E dico veri o supposti, perché tutto ciò che è fuori dell'ordine e del giusto, se può per avventura favorire un piccolo e precario interesse, deve però alfine chiarirsi ineluttabilmente incompatibile ed ostile ai grandi e duraturi interessi dell'individuo e dell'umanità; per cui, se a mo' d'esempio oggi trovava assai acconcio il forte il diritto di conquista, trovandosi domani in faccia un piú poderoso avversario, era pur costretto a confessare essere ingiusto e precario il diritto della forza.
Ma questi riflessi sendo stati fatti dall'uomo un po' tardi, anzi da pochi uomini fatti anco al dí che corre, ne avvenne che le istituzioni di tutti i tempi si risentirono di quelle prevenzioni e pregiudizii a cui accennavamo; ed al tempo in cui viviamo è pur doloroso dovere confessare che ancora la forza è in onore, che diritti e doveri sono piú che parzialmente distribuiti, e che con una logica degna degl'interessi, piú assai che della ragione, si aggiunge debolezza al debole gravandolo di doveri, si aggiunge forza al forte circondandolo di diritti.

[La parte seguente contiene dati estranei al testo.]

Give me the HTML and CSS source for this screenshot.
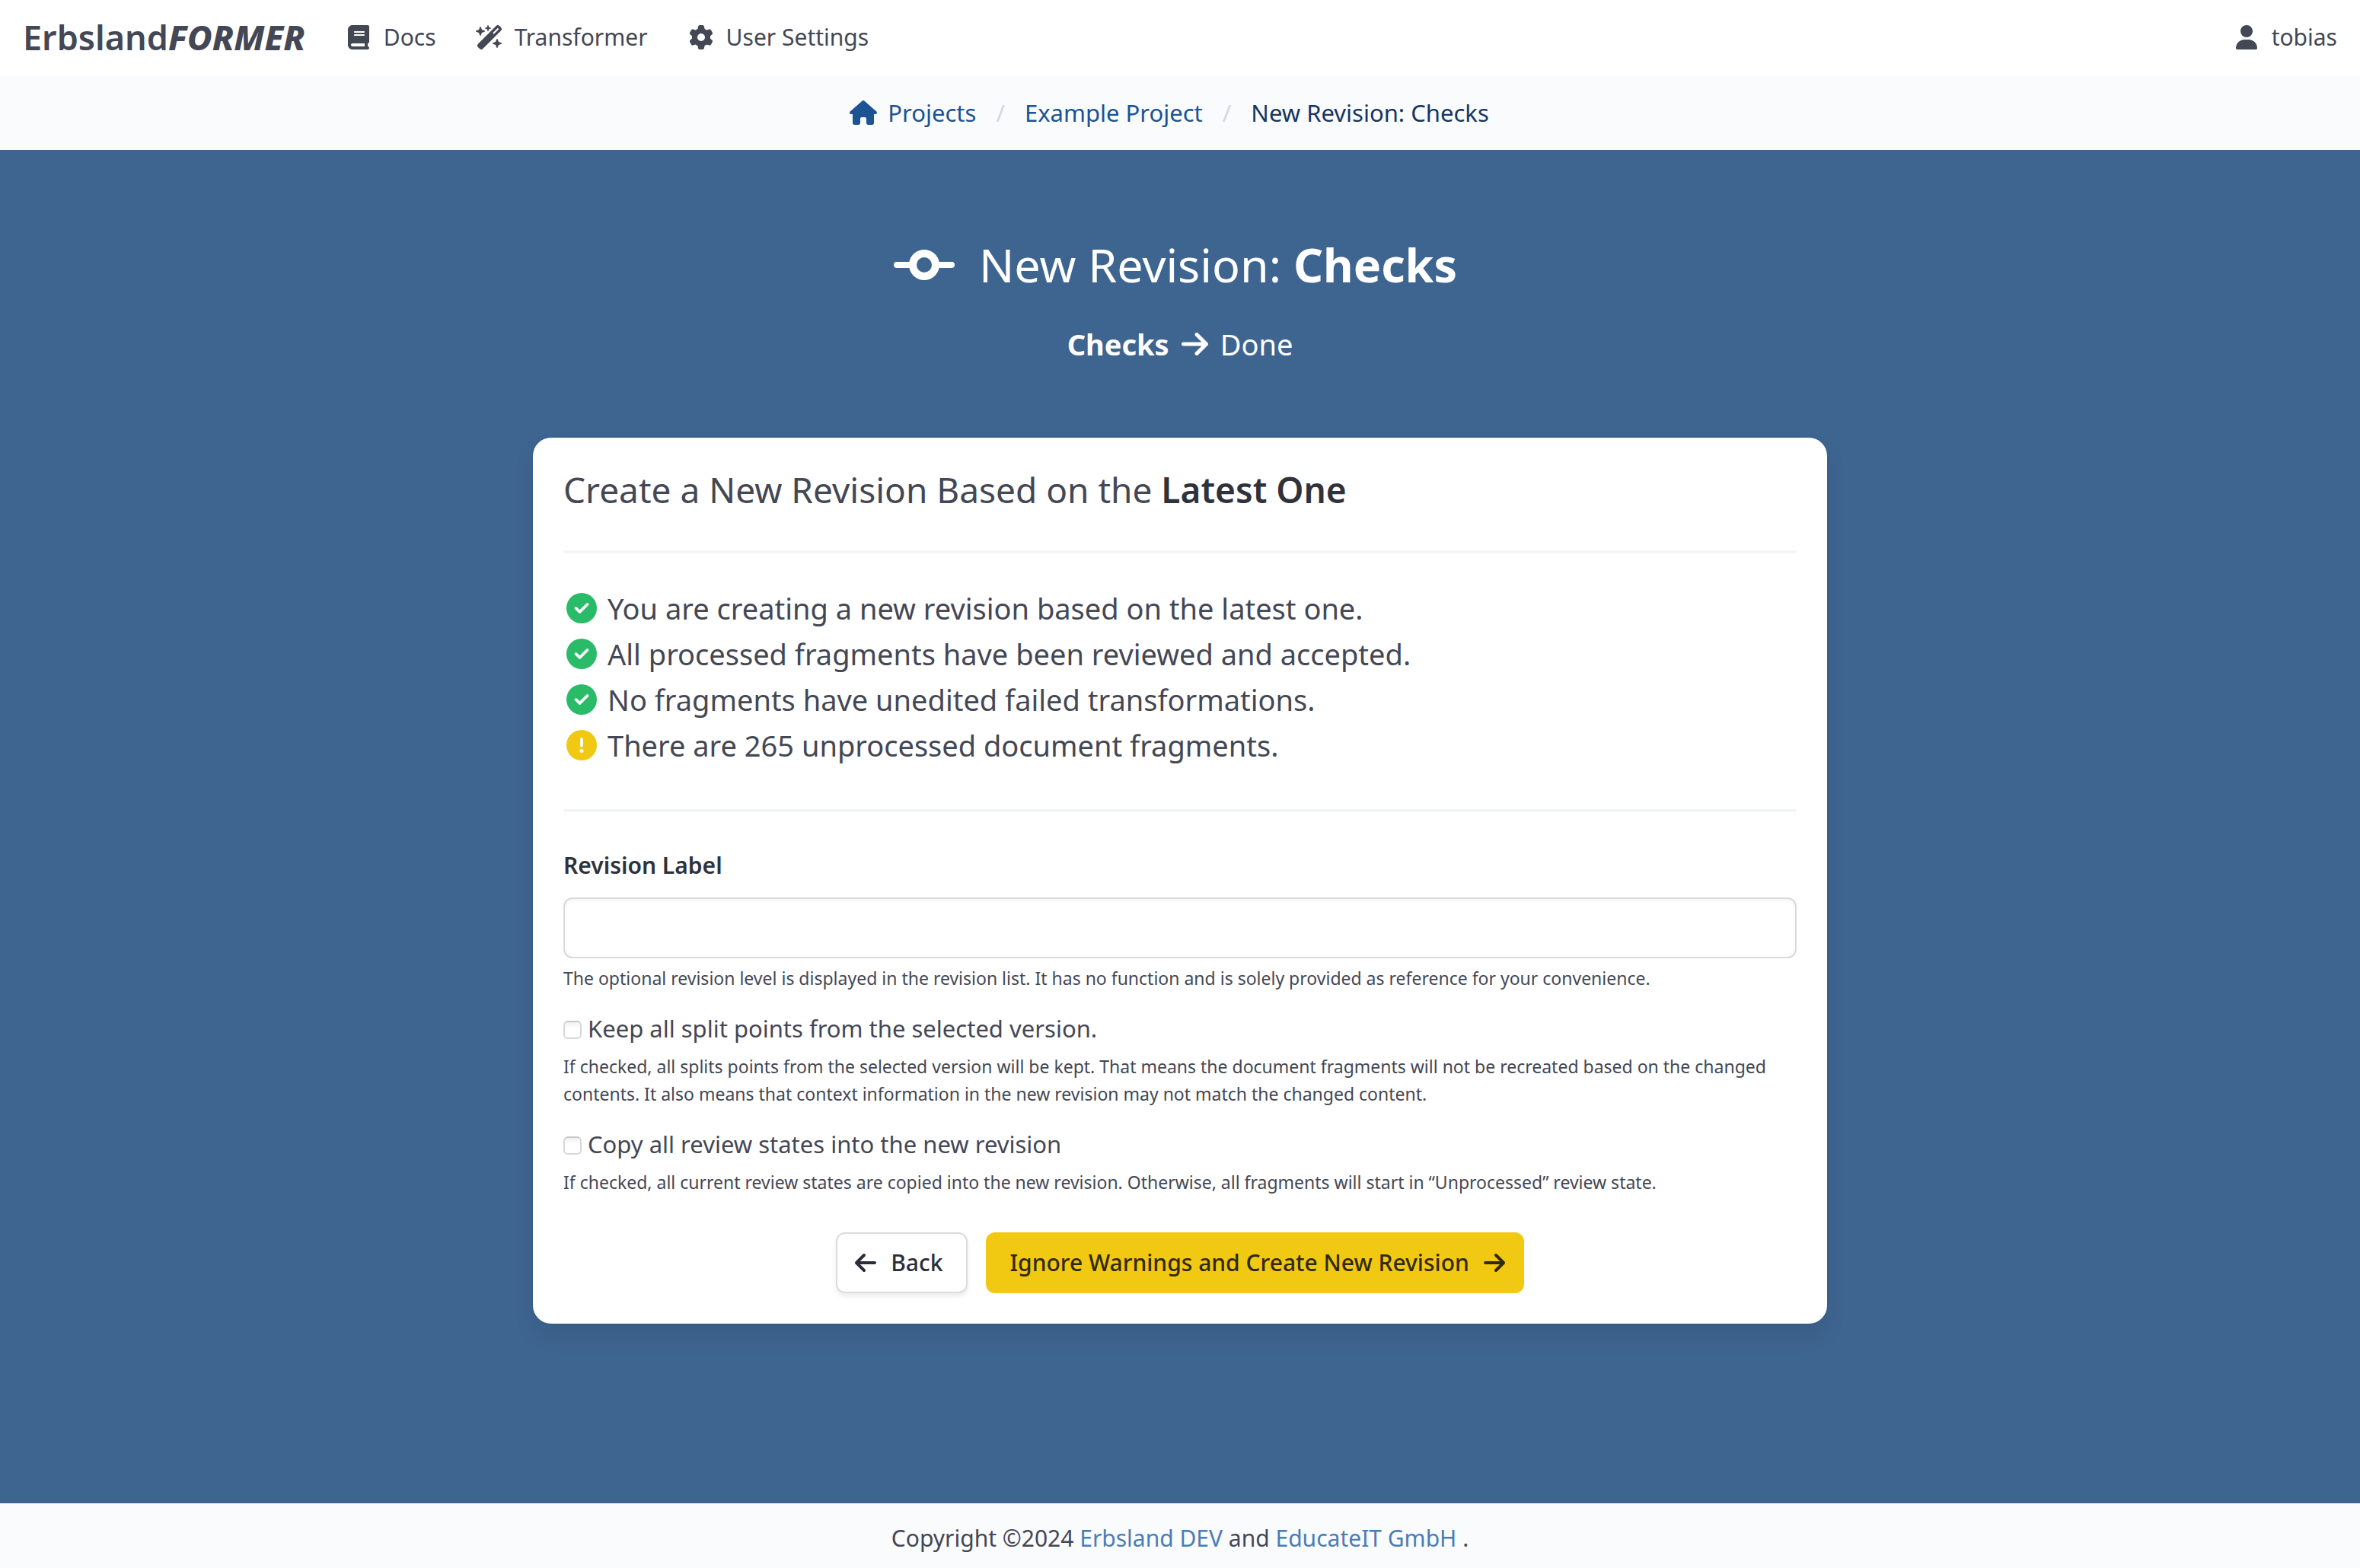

Laddove poi si consideri avere la legislazione come ogni altra istituzione ormeggiato lo sviluppo dei popoli ed i procedimenti delle civiltà, andranno necessariamente crescendo le meraviglie, trovandoci in grado e necessità di constatare la universale incoscienza della giustizia.
Ma poteva egli essere altrimenti, dacché la filosofia non cercò e non istabilí una base generale di diritto, che soggiogando gl'interessi, ed ispirandosi ai principii, s'imponesse prepotentemente alla ragione, e si erigesse a coscienza universale?